◆ TASK INSTRUCTIONS: Go through the material below and report how many lines contain "image". Give only the number.

───

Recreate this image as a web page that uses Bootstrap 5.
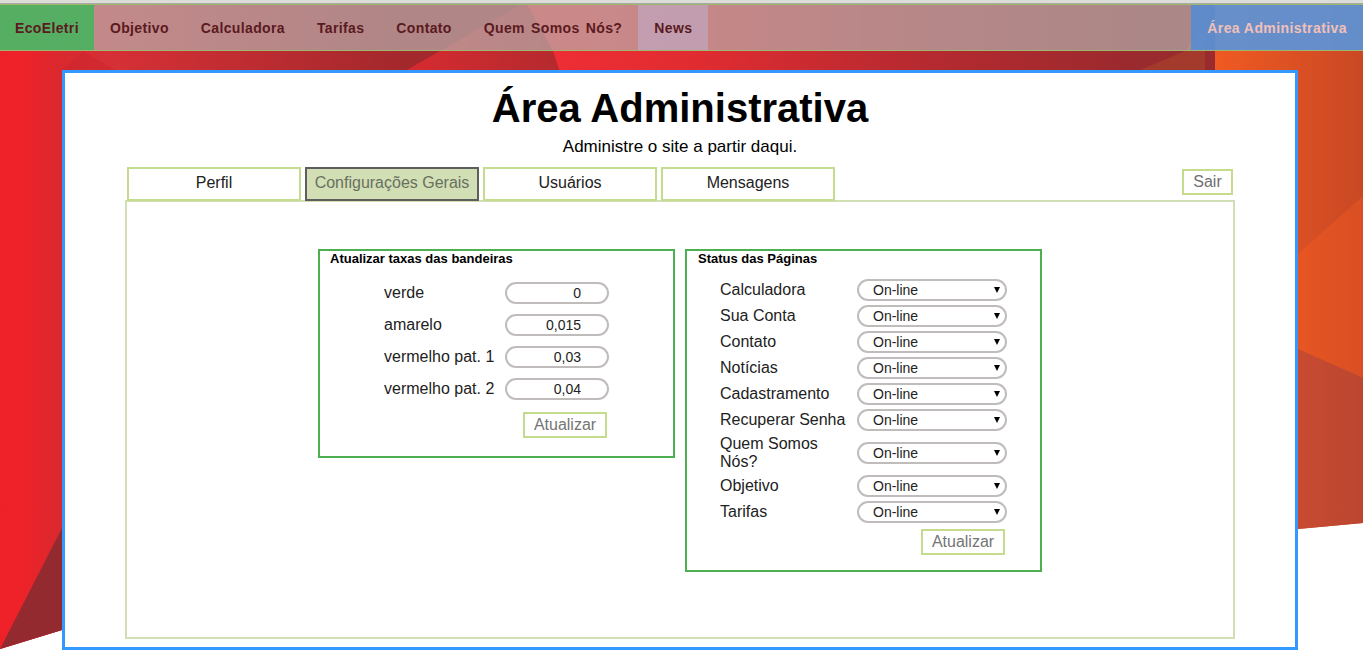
<!DOCTYPE html>
<html lang="pt-BR">
<head>
<meta charset="utf-8">
<title>Área Administrativa</title>
<link href="https://cdn.jsdelivr.net/npm/bootstrap@5.3.0/dist/css/bootstrap.min.css" rel="stylesheet">
<style>
html,body{height:657px;overflow:hidden}
body{background:#fff;font-family:"Liberation Sans",Arial,sans-serif;font-size:16px;color:#000;position:relative}
.bg-art{position:absolute;left:0;top:0;z-index:-1}
.top-strip{height:4px;background:#dcdcd9;border-bottom:1px solid #a9aaa6}
.eco-nav{height:47px;padding:0;background:rgba(183,188,186,.64);border-top:1px solid #9fb76c;border-bottom:1px solid #9fb76c;align-items:stretch;flex-wrap:nowrap}
.eco-link{display:flex;align-items:center;padding:2px 16px 0;font-size:14px;font-weight:700;letter-spacing:.36px;color:#5a1a20;text-decoration:none}
.eco-brand{background:rgba(76,178,96,.93);padding-left:15px;padding-right:15px}
.eco-wide{word-spacing:2px}
.eco-news{background:rgba(190,180,215,.5)}
.eco-admin{background:rgba(70,140,225,.75);color:#f1c0b8;margin-left:auto;letter-spacing:.42px}
.panel-main{width:1236px;height:580px;margin:19px 0 0 62px;border:3px solid #3399ff;background:#fff}
.panel-title{font-size:40px;font-weight:700;line-height:46px;margin:12px 0 0;text-align:center}
.panel-sub{font-size:17px;line-height:18px;margin:7px 0 0;text-align:center}
.tab-row{margin:11px 62px 0;height:34px;position:relative;z-index:1}
.tab-item{width:174px;height:34px;padding-bottom:2px;border:2px solid #c5dc8f;background:#fff;color:#222;display:flex;align-items:center;justify-content:center;text-decoration:none}
.tab-active{background:#d2dfb5;border-color:#5e5e5e;color:#687060}
.exit-btn{width:51px;height:26px;margin:2px 0 0 auto;border:2px solid #c5dc8f;color:#6f6f6f;display:flex;align-items:center;justify-content:center;text-decoration:none}
.content-box{margin:-1px 60px 0;height:439px;border:2px solid #d2dfb5;padding-top:47px;padding-left:191px}
.sub-box{width:357px;border:2px solid #4caf50;padding:0 10px}
.box-left{height:209px}
.box-right{height:323px;margin-left:10px;padding-left:11px}
.box-head{font-size:13px;font-weight:700;line-height:15px;margin:0}
.rate-list{padding:11px 0 0 54px}
.rate-row{height:32px;display:flex;align-items:center}
.rate-label{width:121px;line-height:18px;color:#222}
.rate-input.form-control{width:104px;height:22px;min-height:0;padding:0 26px 0 4px;border:2px solid #c0bcbc;border-radius:11px;font-size:14px;line-height:18px;text-align:right;color:#222;box-shadow:none}
.go-btn{width:84px;height:26px;padding:0;border:2px solid #c5dc8f;border-radius:0;background:#fff;color:#757575;font-size:16px;line-height:20px}
.go-left{display:block;margin:7px 0 0 139px}
.status-list{padding:11px 0 0 22px}
.status-row{display:flex;align-items:center;padding:2px 0}
.status-label{width:137px;line-height:18px;color:#222;padding-right:4px}
.status-select.form-select{width:150px;height:22px;min-height:0;padding:0 20px 0 14px;border:2px solid #c0bcbc;border-radius:11px;font-size:14px;line-height:18px;color:#222;background-color:#fff;background-size:6px 6px;background-position:right 5px center;box-shadow:none;background-image:url("data:image/svg+xml,%3Csvg xmlns='http://www.w3.org/2000/svg' viewBox='0 0 6 6'%3E%3Cpath d='M0 0h6L3 6z' fill='%23000'/%3E%3C/svg%3E")}
.go-right{display:block;margin:4px 0 0 201px}
</style>
</head>
<body>
<svg class="bg-art" width="1363" height="657" viewBox="0 0 1363 657" aria-hidden="true">
<defs>
<linearGradient id="redA" gradientUnits="userSpaceOnUse" x1="0" y1="0" x2="440" y2="0">
<stop offset="0" stop-color="#ef2128"/><stop offset=".05" stop-color="#ee2229"/><stop offset=".14" stop-color="#d9292f"/><stop offset=".25" stop-color="#d63036"/><stop offset=".92" stop-color="#a3282c"/><stop offset="1" stop-color="#a3282c"/>
</linearGradient>
<linearGradient id="redB" gradientUnits="userSpaceOnUse" x1="407" y1="0" x2="560" y2="0">
<stop offset="0" stop-color="#d62b30"/><stop offset="1" stop-color="#b42a2e"/>
</linearGradient>
<linearGradient id="redC" gradientUnits="userSpaceOnUse" x1="525" y1="0" x2="1215" y2="0">
<stop offset=".04" stop-color="#ee2e34"/><stop offset=".25" stop-color="#e02c31"/><stop offset=".55" stop-color="#b82a30"/><stop offset=".9" stop-color="#992a2d"/><stop offset="1" stop-color="#992a2d"/>
</linearGradient>
<linearGradient id="orangeBand" gradientUnits="userSpaceOnUse" x1="1215" y1="0" x2="1363" y2="0">
<stop offset="0" stop-color="#f05a22"/><stop offset="1" stop-color="#c94824"/>
</linearGradient>
<linearGradient id="orangeMid" gradientUnits="userSpaceOnUse" x1="1298" y1="0" x2="1363" y2="0">
<stop offset="0" stop-color="#e75522"/><stop offset="1" stop-color="#d94f23"/>
</linearGradient>
<linearGradient id="orangeLow" gradientUnits="userSpaceOnUse" x1="1298" y1="0" x2="1363" y2="0">
<stop offset="0" stop-color="#c84b31"/><stop offset="1" stop-color="#bb4630"/>
</linearGradient>
</defs>
<polygon points="0,0 600,0 600,300 0,649" fill="url(#redA)"/>
<polygon points="525,0 1216,0 1216,536 62,630 0,649 0,600 560,72" fill="url(#redC)"/>
<polygon points="522,4 527,4 553,51 560,72 400,74 440,51" fill="url(#redB)"/>
<polygon points="0,100 62,100 62,630 0,649" fill="url(#redA)"/>
<polygon points="1215,0 1363,0 1363,523 1298,529 1215,536" fill="url(#orangeBand)"/>
<polygon points="1298,254 1363,196 1363,378 1298,349" fill="url(#orangeMid)"/>
<polygon points="1298,349 1363,378 1363,523 1298,529" fill="url(#orangeLow)"/>
<polygon points="1140,70 1185,51 1205,20 1205,70" fill="#a33a2c"/>
<polygon points="62,528 62,630 0,649" fill="#922a30"/>
<polygon points="83,51 115,70 62,70" fill="#c9242a" opacity=".4"/>
</svg>

<div class="top-strip"></div>
<nav class="eco-nav d-flex">
  <a class="eco-link eco-brand" href="#">EcoEletri</a>
  <a class="eco-link" href="#">Objetivo</a>
  <a class="eco-link" href="#">Calculadora</a>
  <a class="eco-link" href="#">Tarifas</a>
  <a class="eco-link" href="#">Contato</a>
  <a class="eco-link eco-wide" href="#">Quem Somos Nós?</a>
  <a class="eco-link eco-news" href="#">News</a>
  <a class="eco-link eco-admin" href="#">Área Administrativa</a>
</nav>

<main class="panel-main">
  <h1 class="panel-title">Área Administrativa</h1>
  <p class="panel-sub">Administre o site a partir daqui.</p>
  <div class="tab-row d-flex gap-1">
    <a class="tab-item" href="#">Perfil</a>
    <a class="tab-item tab-active" href="#">Configurações Gerais</a>
    <a class="tab-item" href="#">Usuários</a>
    <a class="tab-item" href="#">Mensagens</a>
    <a class="exit-btn" href="#">Sair</a>
  </div>
  <div class="content-box d-flex align-items-start">
    <section class="sub-box box-left">
      <h2 class="box-head">Atualizar taxas das bandeiras</h2>
      <div class="rate-list">
        <div class="rate-row"><span class="rate-label">verde</span><input class="form-control rate-input" value="0"></div>
        <div class="rate-row"><span class="rate-label">amarelo</span><input class="form-control rate-input" value="0,015"></div>
        <div class="rate-row"><span class="rate-label">vermelho pat. 1</span><input class="form-control rate-input" value="0,03"></div>
        <div class="rate-row"><span class="rate-label">vermelho pat. 2</span><input class="form-control rate-input" value="0,04"></div>
        <button class="btn go-btn go-left" type="button">Atualizar</button>
      </div>
    </section>
    <section class="sub-box box-right">
      <h2 class="box-head">Status das Páginas</h2>
      <div class="status-list">
        <div class="status-row"><span class="status-label">Calculadora</span><select class="form-select status-select"><option>On-line</option><option>Off-line</option></select></div>
        <div class="status-row"><span class="status-label">Sua Conta</span><select class="form-select status-select"><option>On-line</option><option>Off-line</option></select></div>
        <div class="status-row"><span class="status-label">Contato</span><select class="form-select status-select"><option>On-line</option><option>Off-line</option></select></div>
        <div class="status-row"><span class="status-label">Notícias</span><select class="form-select status-select"><option>On-line</option><option>Off-line</option></select></div>
        <div class="status-row"><span class="status-label">Cadastramento</span><select class="form-select status-select"><option>On-line</option><option>Off-line</option></select></div>
        <div class="status-row"><span class="status-label">Recuperar Senha</span><select class="form-select status-select"><option>On-line</option><option>Off-line</option></select></div>
        <div class="status-row"><span class="status-label">Quem Somos Nós?</span><select class="form-select status-select"><option>On-line</option><option>Off-line</option></select></div>
        <div class="status-row"><span class="status-label">Objetivo</span><select class="form-select status-select"><option>On-line</option><option>Off-line</option></select></div>
        <div class="status-row"><span class="status-label">Tarifas</span><select class="form-select status-select"><option>On-line</option><option>Off-line</option></select></div>
        <button class="btn go-btn go-right" type="button">Atualizar</button>
      </div>
    </section>
  </div>
</main>
<script src="https://cdn.jsdelivr.net/npm/bootstrap@5.3.0/dist/js/bootstrap.bundle.min.js"></script>
</body>
</html>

───

◆ WRITTEN SOLUTION: 2